# THE EXERCISE
Look through the material below. Copy every line with the string "this" in it.

+---+

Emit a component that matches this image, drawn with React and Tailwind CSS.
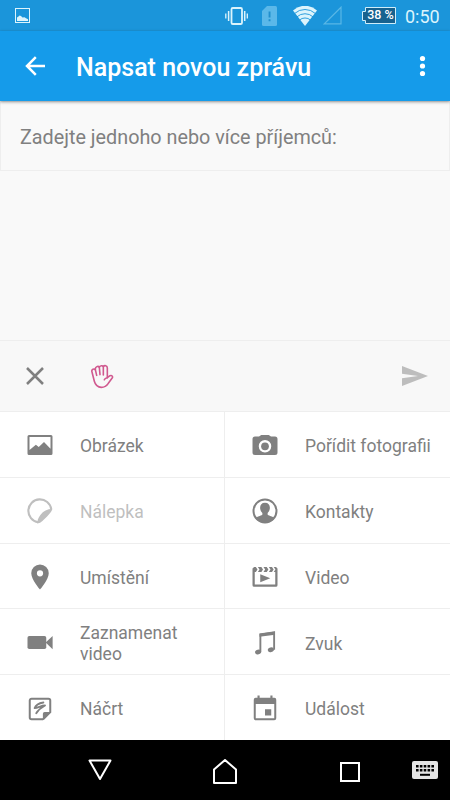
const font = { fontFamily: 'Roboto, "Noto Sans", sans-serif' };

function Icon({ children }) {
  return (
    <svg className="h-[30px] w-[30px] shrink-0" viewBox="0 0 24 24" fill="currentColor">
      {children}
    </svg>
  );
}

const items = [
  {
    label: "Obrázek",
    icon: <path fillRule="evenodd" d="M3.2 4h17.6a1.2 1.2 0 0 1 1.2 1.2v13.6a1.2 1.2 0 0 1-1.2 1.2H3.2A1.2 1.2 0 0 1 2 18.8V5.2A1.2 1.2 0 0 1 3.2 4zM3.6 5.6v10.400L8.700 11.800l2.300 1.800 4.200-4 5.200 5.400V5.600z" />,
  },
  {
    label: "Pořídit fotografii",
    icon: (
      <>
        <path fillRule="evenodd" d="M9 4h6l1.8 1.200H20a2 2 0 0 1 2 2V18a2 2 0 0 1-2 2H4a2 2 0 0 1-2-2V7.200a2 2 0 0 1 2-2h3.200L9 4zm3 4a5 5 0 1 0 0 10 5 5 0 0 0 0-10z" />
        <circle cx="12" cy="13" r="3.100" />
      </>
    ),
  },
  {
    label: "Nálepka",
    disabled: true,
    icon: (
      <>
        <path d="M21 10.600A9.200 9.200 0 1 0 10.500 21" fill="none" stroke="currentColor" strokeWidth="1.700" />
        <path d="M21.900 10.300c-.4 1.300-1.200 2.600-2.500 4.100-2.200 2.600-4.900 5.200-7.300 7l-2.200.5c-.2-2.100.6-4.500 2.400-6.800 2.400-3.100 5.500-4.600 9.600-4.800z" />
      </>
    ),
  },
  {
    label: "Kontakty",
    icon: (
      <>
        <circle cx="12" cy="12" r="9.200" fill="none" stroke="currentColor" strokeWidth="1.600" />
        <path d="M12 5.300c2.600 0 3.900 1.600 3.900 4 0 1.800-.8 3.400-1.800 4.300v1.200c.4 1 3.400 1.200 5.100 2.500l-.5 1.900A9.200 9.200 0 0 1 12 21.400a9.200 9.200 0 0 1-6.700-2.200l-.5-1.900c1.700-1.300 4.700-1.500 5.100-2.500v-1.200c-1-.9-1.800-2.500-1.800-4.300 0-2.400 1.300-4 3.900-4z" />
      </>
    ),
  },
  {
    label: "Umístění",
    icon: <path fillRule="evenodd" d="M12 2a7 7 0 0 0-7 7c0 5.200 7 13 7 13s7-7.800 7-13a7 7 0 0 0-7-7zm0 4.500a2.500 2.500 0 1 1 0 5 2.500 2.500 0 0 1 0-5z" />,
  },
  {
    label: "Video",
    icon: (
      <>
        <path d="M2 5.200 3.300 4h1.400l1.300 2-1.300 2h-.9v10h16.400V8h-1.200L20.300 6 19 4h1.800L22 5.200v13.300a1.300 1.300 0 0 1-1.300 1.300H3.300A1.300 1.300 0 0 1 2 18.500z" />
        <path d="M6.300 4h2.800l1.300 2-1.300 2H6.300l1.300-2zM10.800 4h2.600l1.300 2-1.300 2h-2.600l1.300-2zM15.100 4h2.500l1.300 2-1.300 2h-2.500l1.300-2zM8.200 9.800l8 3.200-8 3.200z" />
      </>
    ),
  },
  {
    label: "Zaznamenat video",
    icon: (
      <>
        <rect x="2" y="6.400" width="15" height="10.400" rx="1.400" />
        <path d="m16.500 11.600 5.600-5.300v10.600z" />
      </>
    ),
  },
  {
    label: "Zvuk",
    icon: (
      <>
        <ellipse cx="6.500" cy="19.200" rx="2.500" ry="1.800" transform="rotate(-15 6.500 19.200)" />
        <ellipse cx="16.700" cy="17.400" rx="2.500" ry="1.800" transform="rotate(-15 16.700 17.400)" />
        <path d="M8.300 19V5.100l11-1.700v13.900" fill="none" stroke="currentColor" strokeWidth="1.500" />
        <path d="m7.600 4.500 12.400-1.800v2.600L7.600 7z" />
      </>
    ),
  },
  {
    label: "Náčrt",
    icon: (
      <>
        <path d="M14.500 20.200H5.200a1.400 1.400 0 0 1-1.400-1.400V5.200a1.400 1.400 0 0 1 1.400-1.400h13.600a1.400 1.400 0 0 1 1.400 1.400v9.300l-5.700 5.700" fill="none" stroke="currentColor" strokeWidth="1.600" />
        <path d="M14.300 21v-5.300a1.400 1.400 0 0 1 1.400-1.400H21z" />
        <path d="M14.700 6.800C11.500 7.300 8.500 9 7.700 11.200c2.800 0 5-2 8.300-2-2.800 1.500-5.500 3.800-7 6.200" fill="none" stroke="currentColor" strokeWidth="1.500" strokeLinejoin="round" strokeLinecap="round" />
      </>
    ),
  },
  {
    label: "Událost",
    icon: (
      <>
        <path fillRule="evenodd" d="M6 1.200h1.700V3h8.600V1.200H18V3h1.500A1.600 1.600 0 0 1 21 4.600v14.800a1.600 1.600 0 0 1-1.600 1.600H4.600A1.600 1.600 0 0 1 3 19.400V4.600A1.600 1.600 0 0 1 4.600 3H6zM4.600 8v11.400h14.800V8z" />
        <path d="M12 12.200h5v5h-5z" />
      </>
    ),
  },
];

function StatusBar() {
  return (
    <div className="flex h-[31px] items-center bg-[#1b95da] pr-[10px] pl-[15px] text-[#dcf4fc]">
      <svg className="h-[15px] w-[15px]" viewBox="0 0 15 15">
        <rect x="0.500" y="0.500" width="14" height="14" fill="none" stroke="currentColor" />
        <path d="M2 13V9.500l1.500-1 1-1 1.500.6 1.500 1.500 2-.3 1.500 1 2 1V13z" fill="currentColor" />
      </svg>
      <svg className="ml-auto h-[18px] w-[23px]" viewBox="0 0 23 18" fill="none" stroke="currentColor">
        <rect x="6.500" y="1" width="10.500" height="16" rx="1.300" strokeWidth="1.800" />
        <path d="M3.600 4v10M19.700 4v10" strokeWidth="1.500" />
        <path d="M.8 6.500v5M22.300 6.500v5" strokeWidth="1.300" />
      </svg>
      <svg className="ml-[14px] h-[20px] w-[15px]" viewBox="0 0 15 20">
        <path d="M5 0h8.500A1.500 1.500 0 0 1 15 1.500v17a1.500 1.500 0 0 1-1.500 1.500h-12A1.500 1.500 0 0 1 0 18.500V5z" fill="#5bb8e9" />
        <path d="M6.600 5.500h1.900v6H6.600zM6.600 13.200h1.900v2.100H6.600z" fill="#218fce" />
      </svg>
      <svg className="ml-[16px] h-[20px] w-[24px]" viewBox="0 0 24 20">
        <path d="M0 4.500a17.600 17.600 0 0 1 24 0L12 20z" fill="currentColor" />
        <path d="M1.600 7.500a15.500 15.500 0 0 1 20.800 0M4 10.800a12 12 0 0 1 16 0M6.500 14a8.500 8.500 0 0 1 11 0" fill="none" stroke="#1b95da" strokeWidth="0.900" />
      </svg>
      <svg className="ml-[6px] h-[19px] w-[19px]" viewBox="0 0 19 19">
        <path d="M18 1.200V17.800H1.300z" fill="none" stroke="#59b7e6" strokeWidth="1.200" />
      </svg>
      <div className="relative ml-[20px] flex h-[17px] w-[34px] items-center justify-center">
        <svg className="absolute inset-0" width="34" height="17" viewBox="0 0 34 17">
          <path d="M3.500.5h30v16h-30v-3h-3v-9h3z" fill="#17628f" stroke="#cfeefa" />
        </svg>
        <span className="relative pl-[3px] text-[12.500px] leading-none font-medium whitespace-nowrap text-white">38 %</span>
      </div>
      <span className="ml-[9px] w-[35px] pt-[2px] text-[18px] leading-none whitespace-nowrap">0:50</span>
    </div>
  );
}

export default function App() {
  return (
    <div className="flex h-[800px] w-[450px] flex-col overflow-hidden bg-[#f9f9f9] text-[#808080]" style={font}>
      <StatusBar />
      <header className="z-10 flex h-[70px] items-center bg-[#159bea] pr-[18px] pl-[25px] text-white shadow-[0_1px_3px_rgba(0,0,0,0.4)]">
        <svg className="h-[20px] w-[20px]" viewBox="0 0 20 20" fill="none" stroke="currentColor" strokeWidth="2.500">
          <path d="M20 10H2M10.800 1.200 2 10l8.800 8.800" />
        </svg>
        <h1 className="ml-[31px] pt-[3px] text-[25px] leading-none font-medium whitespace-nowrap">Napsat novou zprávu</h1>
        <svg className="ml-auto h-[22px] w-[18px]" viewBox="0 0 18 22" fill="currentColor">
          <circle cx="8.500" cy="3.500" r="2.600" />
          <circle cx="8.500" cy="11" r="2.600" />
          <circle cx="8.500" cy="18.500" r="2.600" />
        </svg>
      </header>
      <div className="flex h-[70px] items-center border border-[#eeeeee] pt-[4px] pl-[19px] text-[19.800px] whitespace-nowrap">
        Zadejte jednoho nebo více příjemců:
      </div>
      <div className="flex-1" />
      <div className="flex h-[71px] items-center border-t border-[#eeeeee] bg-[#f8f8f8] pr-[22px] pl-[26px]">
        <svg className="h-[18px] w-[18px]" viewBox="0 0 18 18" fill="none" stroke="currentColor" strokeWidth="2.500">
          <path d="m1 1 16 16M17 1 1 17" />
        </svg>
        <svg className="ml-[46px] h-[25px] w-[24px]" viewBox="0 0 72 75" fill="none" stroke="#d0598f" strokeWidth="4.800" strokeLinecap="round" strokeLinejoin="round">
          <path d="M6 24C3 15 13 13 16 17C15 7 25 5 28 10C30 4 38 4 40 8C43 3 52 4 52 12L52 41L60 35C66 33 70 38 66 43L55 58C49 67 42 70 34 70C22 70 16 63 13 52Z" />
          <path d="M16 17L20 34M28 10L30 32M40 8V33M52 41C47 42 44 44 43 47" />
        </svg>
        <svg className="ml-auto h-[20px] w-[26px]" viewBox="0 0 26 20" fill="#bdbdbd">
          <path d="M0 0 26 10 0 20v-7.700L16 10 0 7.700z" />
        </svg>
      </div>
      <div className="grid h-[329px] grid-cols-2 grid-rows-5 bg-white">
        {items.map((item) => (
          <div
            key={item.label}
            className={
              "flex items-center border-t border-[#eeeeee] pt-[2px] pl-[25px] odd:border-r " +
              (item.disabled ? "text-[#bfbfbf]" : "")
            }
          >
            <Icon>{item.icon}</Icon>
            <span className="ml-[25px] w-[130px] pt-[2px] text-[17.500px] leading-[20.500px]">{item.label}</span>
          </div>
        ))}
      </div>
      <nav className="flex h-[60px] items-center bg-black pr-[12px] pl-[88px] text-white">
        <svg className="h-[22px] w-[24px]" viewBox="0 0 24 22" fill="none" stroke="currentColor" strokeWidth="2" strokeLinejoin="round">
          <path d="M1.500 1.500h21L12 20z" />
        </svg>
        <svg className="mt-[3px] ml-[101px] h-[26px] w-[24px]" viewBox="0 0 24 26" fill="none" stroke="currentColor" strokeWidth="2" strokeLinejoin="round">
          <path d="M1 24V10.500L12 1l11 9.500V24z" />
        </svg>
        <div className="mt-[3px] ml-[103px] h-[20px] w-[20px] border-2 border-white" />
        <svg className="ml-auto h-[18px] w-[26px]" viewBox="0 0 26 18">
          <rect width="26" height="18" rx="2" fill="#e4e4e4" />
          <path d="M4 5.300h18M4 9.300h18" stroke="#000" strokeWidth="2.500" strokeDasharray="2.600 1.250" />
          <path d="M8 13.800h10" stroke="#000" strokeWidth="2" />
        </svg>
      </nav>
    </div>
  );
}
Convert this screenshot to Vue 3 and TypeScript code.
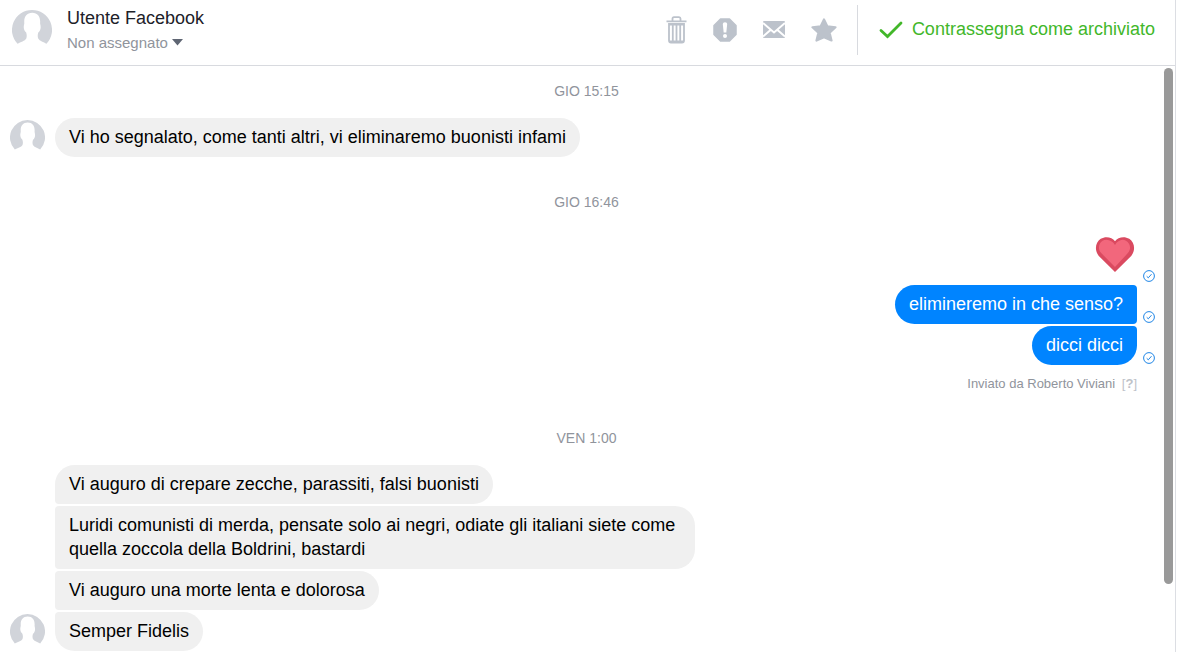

+---+

# EXERCISE OUTPUT
Emit a component that matches this image, drawn with React and Tailwind CSS.
Convert this screenshot to Vue 3 and TypeScript code.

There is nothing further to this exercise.